Within the unreal, there is something that only tears can reach and something that is truly unreachable that can only be explained by the unreality of things, which is the reality of tears. Within all things, there is an unimaginable silence, and within that, musicality. It’s true that music was once little more than a mere accessory to words. But that is to misunderstand tears, and, sadly, words. Within us, there is a kleine musik that runs up and down our spine, rather like thoughts, but often deeper than the latter, equally stable, equally weak. Within us, there is something as imperceptible as unreality, as dystopian as a tear’s world view. Within us, there is an eternal journey to be made, as certain as a tear to be shed, and, for that same reason, uncertain. 

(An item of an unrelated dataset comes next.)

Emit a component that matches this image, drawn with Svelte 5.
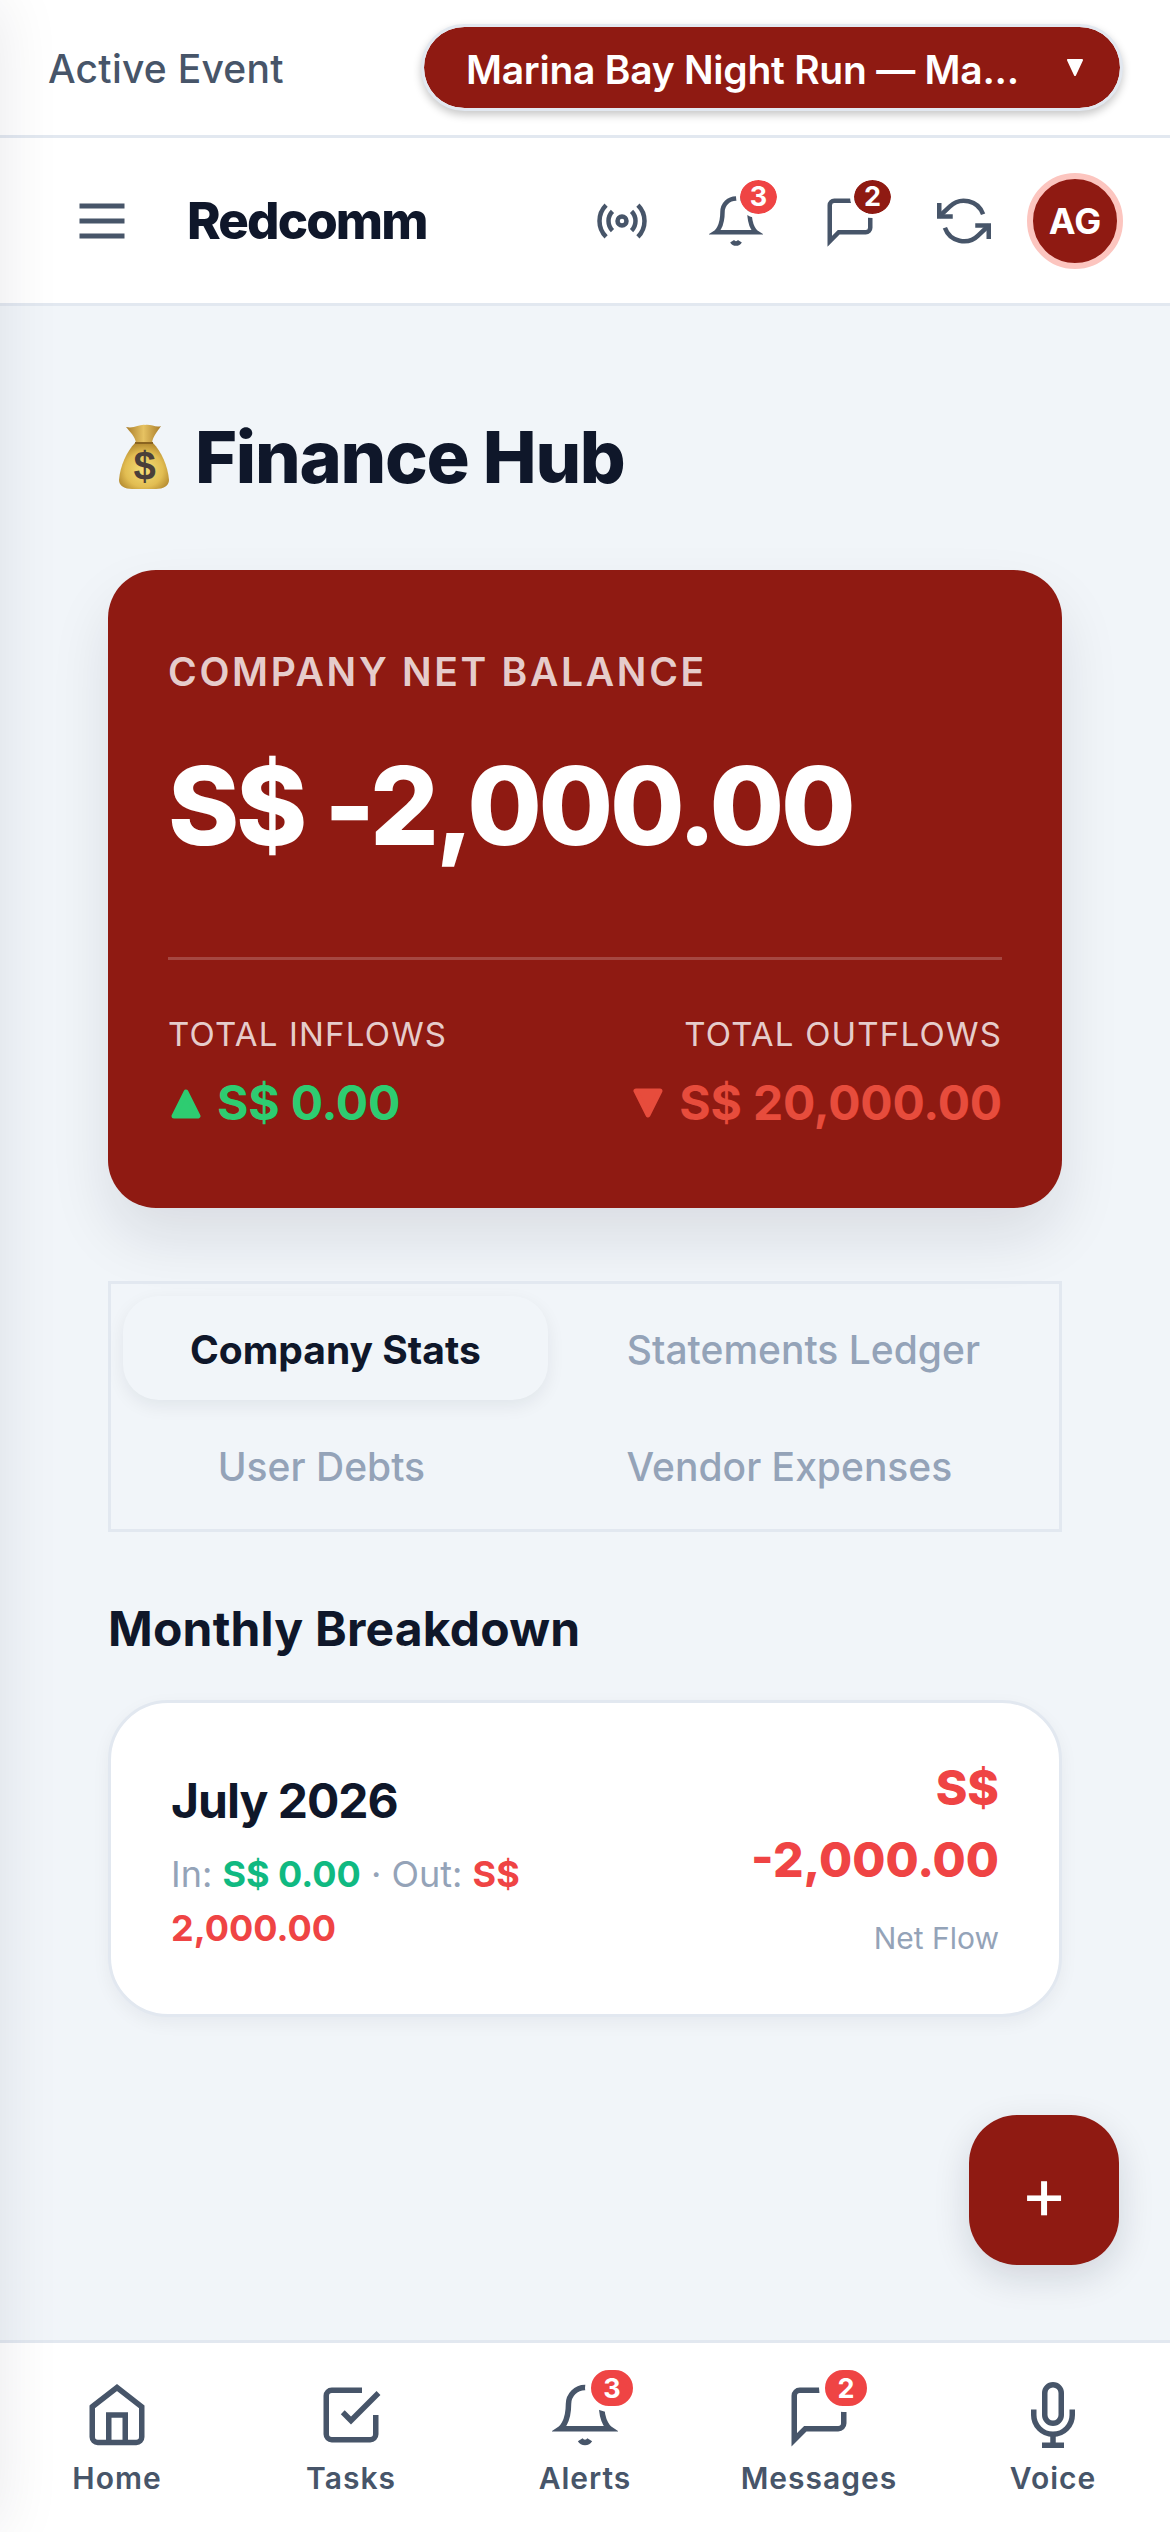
<script>
	const tabs = ['Company Stats', 'Statements Ledger', 'User Debts', 'Vendor Expenses'];
	const navItems = [
		{ label: 'Home', icon: 'home' },
		{ label: 'Tasks', icon: 'tasks' },
		{ label: 'Alerts', icon: 'bell', badge: 3 },
		{ label: 'Messages', icon: 'message', badge: 2 },
		{ label: 'Voice', icon: 'mic' }
	];
</script>

{#snippet icon(name, size)}
	<svg width={size} height={size} viewBox="0 0 24 24" fill="none" stroke="#475569" stroke-width="2">
		{#if name === 'home'}
			<path d="M3 9l9-7 9 7v11a2 2 0 0 1-2 2H5a2 2 0 0 1-2-2z" />
			<polyline points="9 22 9 12 15 12 15 22" />
		{:else if name === 'tasks'}
			<polyline points="9 11 12 14 22 4" />
			<path d="M21 12v7a2 2 0 0 1-2 2H5a2 2 0 0 1-2-2V5a2 2 0 0 1 2-2h11" />
		{:else if name === 'bell'}
			<path d="M18 8A6 6 0 0 0 6 8c0 7-3 9-3 9h18s-3-2-3-9" />
			<path d="M13.73 21a2 2 0 0 1-3.46 0" />
		{:else if name === 'message'}
			<path d="M21 15a2 2 0 0 1-2 2H7l-4 4V5a2 2 0 0 1 2-2h14a2 2 0 0 1 2 2z" />
		{:else if name === 'mic'}
			<path d="M12 1a3 3 0 0 0-3 3v8a3 3 0 0 0 6 0V4a3 3 0 0 0-3-3z" />
			<path d="M19 10v2a7 7 0 0 1-14 0v-2" />
			<line x1="12" y1="19" x2="12" y2="23" />
			<line x1="8" y1="23" x2="16" y2="23" />
		{:else if name === 'radio'}
			<circle cx="12" cy="12" r="2" />
			<path d="M16.24 7.76a6 6 0 0 1 0 8.49m-8.48-.01a6 6 0 0 1 0-8.49m11.31-2.82a10 10 0 0 1 0 14.14m-14.14 0a10 10 0 0 1 0-14.14" />
		{:else if name === 'refresh'}
			<polyline points="1 4 1 10 7 10" />
			<polyline points="23 20 23 14 17 14" />
			<path d="M20.49 9A9 9 0 0 0 5.64 5.64L1 10m22 4l-4.64 4.36A9 9 0 0 1 3.51 15" />
		{:else if name === 'menu'}
			<line x1="3" y1="12" x2="21" y2="12" />
			<line x1="3" y1="6" x2="21" y2="6" />
			<line x1="3" y1="18" x2="21" y2="18" />
		{/if}
	</svg>
{/snippet}

<div class="app">
	<div class="drawer-shadow"></div>

	<div class="event-bar">
		<span class="event-label">Active Event</span>
		<div class="event-select">
			<span class="event-name">Marina Bay Night Run — Ma...</span>
			<svg class="event-caret" width="18" height="19" viewBox="0 0 18 19">
				<polygon points="2,2 16,2 9,17" fill="#fff" stroke="#fff" stroke-width="2" stroke-linejoin="round" />
			</svg>
		</div>
	</div>

	<header class="header">
		<div class="menu-btn">{@render icon('menu', 60)}</div>
		<div class="brand">Redcomm</div>
		<div class="header-actions">
			<div class="head-btn">{@render icon('radio', 54)}</div>
			<div class="head-btn">
				{@render icon('bell', 54)}
				<span class="head-badge">3</span>
			</div>
			<div class="head-btn">
				{@render icon('message', 54)}
				<span class="head-badge dark">2</span>
			</div>
			<div class="head-btn">{@render icon('refresh', 54)}</div>
			<div class="avatar">AG</div>
		</div>
	</header>

	<main class="page">
		<h1 class="title">
			<svg class="bag" width="50" height="66" viewBox="0 0 50 66">
				<defs>
					<radialGradient id="bagFill" cx="50%" cy="58%" r="58%">
						<stop offset="0%" stop-color="#f5df78" />
						<stop offset="65%" stop-color="#e2bd52" />
						<stop offset="100%" stop-color="#b48a30" />
					</radialGradient>
					<linearGradient id="neckFill" x1="0" y1="0" x2="1" y2="0">
						<stop offset="0%" stop-color="#a97c2a" />
						<stop offset="50%" stop-color="#e6c262" />
						<stop offset="100%" stop-color="#a97c2a" />
					</linearGradient>
				</defs>
				<path d="M7 3 C15 5 21 0 26 1 C32 0 37 4 42 2 C38 8 34 12 33 19 L17 19 C16 12 11 8 7 3Z" fill="url(#neckFill)" />
				<path d="M16 19 C8 27 1 42 0 56 C0 62 6 65 13 65 L37 65 C44 65 50 62 50 56 C49 42 42 27 34 19 Z" fill="url(#bagFill)" />
				<path d="M16 19 L34 19" stroke="#8a6420" stroke-width="2" />
				<text x="25" y="56" text-anchor="middle" class="bag-sign">$</text>
			</svg>
			<span>Finance Hub</span>
		</h1>

		<section class="balance">
			<div class="balance-label">COMPANY NET BALANCE</div>
			<div class="balance-value">S$ -2,000.00</div>
			<div class="balance-split">
				<div>
					<div class="split-label">TOTAL INFLOWS</div>
					<div class="split-value up">
						<svg width="30" height="31" viewBox="0 0 30 31">
							<polygon points="15,4 27,28 3,28" fill="currentColor" stroke="currentColor" stroke-width="5" stroke-linejoin="round" />
						</svg>
						<span>S$ 0.00</span>
					</div>
				</div>
				<div class="right">
					<div class="split-label">TOTAL OUTFLOWS</div>
					<div class="split-value down">
						<svg width="30" height="31" viewBox="0 0 30 31">
							<polygon points="3,3 27,3 15,27" fill="currentColor" stroke="currentColor" stroke-width="5" stroke-linejoin="round" />
						</svg>
						<span>S$ 20,000.00</span>
					</div>
				</div>
			</div>
		</section>

		<div class="tabs">
			{#each tabs as tab, i}
				<div class="tab" class:active={i === 0}>{tab}</div>
			{/each}
		</div>

		<h2 class="section-title">Monthly Breakdown</h2>

		<div class="month">
			<div class="month-left">
				<div class="month-name">July 2026</div>
				<div class="month-sub">
					In: <b class="green">S$ 0.00</b> · Out: <b class="red">S$ 2,000.00</b>
				</div>
			</div>
			<div class="month-right">
				<div class="month-net">S$ -2,000.00</div>
				<div class="month-note">Net Flow</div>
			</div>
		</div>
	</main>

	<div class="fab">+</div>

	<nav class="nav">
		{#each navItems as item}
			<div class="nav-item">
				<div class="nav-icon">
					{@render icon(item.icon, 66)}
					{#if item.badge}<span class="nav-badge">{item.badge}</span>{/if}
				</div>
				<span class="nav-label">{item.label}</span>
			</div>
		{/each}
	</nav>
</div>

<style>
	:global(body) {
		margin: 0;
		background: #f1f5f9;
	}

	.app {
		position: relative;
		width: 1170px;
		height: 2532px;
		overflow: hidden;
		display: flex;
		flex-direction: column;
		background: #f1f5f9;
		font-family: Inter, 'Noto Sans', sans-serif;
		color: #0f172a;
	}

	/* shadow of the closed side drawer, it bleeds in from the left edge */
	.drawer-shadow {
		position: absolute;
		top: 0;
		bottom: 0;
		left: -200px;
		width: 200px;
		box-shadow: 0 0 60px rgba(15, 23, 42, 0.09);
		z-index: 5;
	}

	.event-bar {
		display: flex;
		align-items: center;
		justify-content: space-between;
		height: 135px;
		padding: 0 48px;
		background: #fff;
		border-bottom: 3px solid #e2e8f0;
		flex: none;
	}

	.event-label {
		font-size: 39px;
		font-weight: 500;
		letter-spacing: 0.25px;
		color: #475569;
		padding-top: 2px;
	}

	.event-select {
		display: flex;
		align-items: center;
		justify-content: space-between;
		box-sizing: border-box;
		width: 702px;
		height: 87px;
		padding: 0 36px 0 42px;
		border: 3px solid #e2e8f0;
		border-radius: 44px;
		background: #8f1a12;
		background-clip: padding-box;
		box-shadow: 0 4px 8px rgba(0, 0, 0, 0.22);
		color: #fff;
		margin-right: -1px;
	}

	.event-name {
		font-size: 39px;
		font-weight: 600;
		letter-spacing: -0.25px;
		white-space: nowrap;
		padding-top: 3px;
	}

	.header {
		display: flex;
		align-items: center;
		height: 165px;
		padding: 0 47px 0 72px;
		background: #fff;
		border-bottom: 3px solid #e2e8f0;
		flex: none;
	}

	.menu-btn {
		display: flex;
		margin-right: 55px;
	}

	.brand {
		font-size: 51px;
		font-weight: 800;
		letter-spacing: -1.9px;
	}

	.header-actions {
		margin-left: auto;
		display: flex;
		align-items: center;
		gap: 60px;
	}

	.head-btn {
		position: relative;
		display: flex;
	}

	.head-badge {
		position: absolute;
		top: -18px;
		right: -18px;
		box-sizing: border-box;
		width: 45px;
		height: 42px;
		border: 4.5px solid #fff;
		border-radius: 50%;
		background: #ef4444;
		background-clip: padding-box;
		color: #fff;
		font-size: 27px;
		font-weight: 700;
		display: flex;
		align-items: center;
		justify-content: center;
	}

	.head-badge.dark {
		background-color: #8f1a12;
	}

	.avatar {
		box-sizing: border-box;
		width: 96px;
		height: 96px;
		margin-left: -24px;
		border: 6px solid #fcc5bf;
		border-radius: 50%;
		background: #8f1a12;
		color: #fff;
		font-size: 36px;
		font-weight: 700;
		display: flex;
		align-items: center;
		justify-content: center;
	}

	.page {
		flex: 1;
		padding: 112px 108px 0;
	}

	.title {
		display: flex;
		align-items: center;
		gap: 26px;
		margin: 0 0 74px 11px;
		font-size: 72px;
		line-height: 78px;
		font-weight: 800;
		letter-spacing: -1.3px;
	}

	.bag-sign {
		font-family: 'Liberation Sans', sans-serif;
		font-size: 40px;
		fill: #4a3f3a;
	}

	.balance {
		box-sizing: border-box;
		height: 638px;
		padding: 80px 60px 0;
		border-radius: 48px;
		background: #8f1a12;
		box-shadow: 0 30px 60px rgba(15, 23, 42, 0.1);
		color: #fff;
	}

	.balance-label {
		font-size: 39px;
		line-height: 44px;
		font-weight: 600;
		letter-spacing: 2.7px;
		color: rgba(255, 255, 255, 0.8);
	}

	.balance-value {
		margin-top: 47px;
		font-size: 108px;
		line-height: 130px;
		font-weight: 800;
		letter-spacing: -3.3px;
	}

	.balance-split {
		display: flex;
		justify-content: space-between;
		margin-top: 86px;
		padding-top: 54px;
		border-top: 3px solid rgba(255, 255, 255, 0.2);
	}

	.right {
		text-align: right;
	}

	.split-label {
		font-size: 33px;
		line-height: 40px;
		letter-spacing: 1.2px;
		color: rgba(255, 255, 255, 0.8);
	}

	.split-value {
		display: flex;
		align-items: center;
		gap: 16px;
		margin-top: 20px;
		font-size: 48px;
		line-height: 58px;
		font-weight: 700;
		letter-spacing: -0.2px;
	}

	.up svg {
		margin-left: 3px;
	}

	.right .split-value {
		justify-content: flex-end;
	}

	.up {
		color: #2ecc71;
	}

	.down {
		color: #e74c3c;
	}

	.tabs {
		display: flex;
		flex-wrap: wrap;
		gap: 13px 12px;
		margin-top: 73px;
		padding: 12px;
		border: 3px solid #e2e8f0;
	}

	.tab {
		flex: 1 1 auto;
		box-sizing: border-box;
		height: 104px;
		padding: 2px 66px 0;
		border-radius: 36px;
		display: flex;
		align-items: center;
		justify-content: center;
		font-size: 39px;
		font-weight: 500;
		color: #94a3b8;
	}

	.tab.active {
		font-weight: 700;
		color: #0f172a;
		box-shadow: 0 6px 18px rgba(15, 23, 42, 0.07);
	}

	.section-title {
		margin: 68px 0 42px;
		font-size: 48px;
		line-height: 58px;
		font-weight: 700;
		letter-spacing: 0.2px;
	}

	.month {
		display: flex;
		justify-content: space-between;
		align-items: center;
		gap: 24px;
		box-sizing: border-box;
		height: 317px;
		padding: 0 60px;
		border: 3px solid #e2e8f0;
		border-radius: 60px;
		background: #fff;
		box-shadow: 0 6px 18px rgba(15, 23, 42, 0.05);
	}

	.month-left {
		padding-top: 10px;
	}

	.month-name {
		font-size: 48px;
		line-height: 58px;
		font-weight: 700;
		letter-spacing: -1px;
		margin-bottom: 17px;
	}

	.month-sub {
		font-size: 36px;
		line-height: 54px;
		color: #94a3b8;
	}

	.month-sub b {
		font-weight: 700;
	}

	.green {
		color: #10b981;
	}

	.red {
		color: #ef4444;
	}

	.month-right {
		text-align: right;
	}

	.month-net {
		font-size: 48px;
		line-height: 72px;
		font-weight: 800;
		color: #ef4444;
	}

	.month-note {
		margin: 24px 0 10px;
		font-size: 30px;
		line-height: 36px;
		color: #94a3b8;
	}

	.fab {
		position: absolute;
		left: 969px;
		top: 2115px;
		width: 150px;
		height: 150px;
		border-radius: 48px;
		background: #8f1a12;
		box-shadow: 0 12px 36px rgba(15, 23, 42, 0.14);
		color: #fff;
		font-size: 72px;
		font-weight: 400;
		line-height: 1;
		padding-top: 6px;
		box-sizing: border-box;
		display: flex;
		align-items: center;
		justify-content: center;
		z-index: 3;
	}

	.nav {
		display: flex;
		box-sizing: border-box;
		height: 192px;
		padding-top: 39px;
		background: #fff;
		border-top: 3px solid #e2e8f0;
		flex: none;
	}

	.nav-item {
		flex: 1;
		display: flex;
		flex-direction: column;
		align-items: center;
	}

	.nav-icon {
		position: relative;
		display: flex;
		height: 66px;
	}

	.nav-badge {
		position: absolute;
		top: -18px;
		left: 33px;
		box-sizing: content-box;
		min-width: 42px;
		height: 36px;
		border: 6px solid #fff;
		border-radius: 24px;
		background: #ef4444;
		color: #fff;
		font-size: 27px;
		font-weight: 700;
		display: flex;
		align-items: center;
		justify-content: center;
	}

	.nav-label {
		margin-top: 12px;
		font-size: 30px;
		line-height: 36px;
		font-weight: 600;
		letter-spacing: 1px;
		color: #475569;
	}
</style>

Within tears, there is a mental, multipolar aesthetic undergoing chronic change. It is the most complex, the most beautiful, the most prodigious of communication systems. As if life, with each tear, were giving the ultimate divine demonstration of its immortality. As if it were telling us that both heaven and hell are right here. If a God exists, He exists in melody. Up there, where the tears fly, beneath imaginary heavens. Tears are a dream lost and found, in a fragile and undefeated state of reason that begins at the end and is never-ending. The sky is a jagged rock [pedra irregular] on seven feet of earth. Humankind doesn’t want to know. But there isn’t a single tear that doesn’t.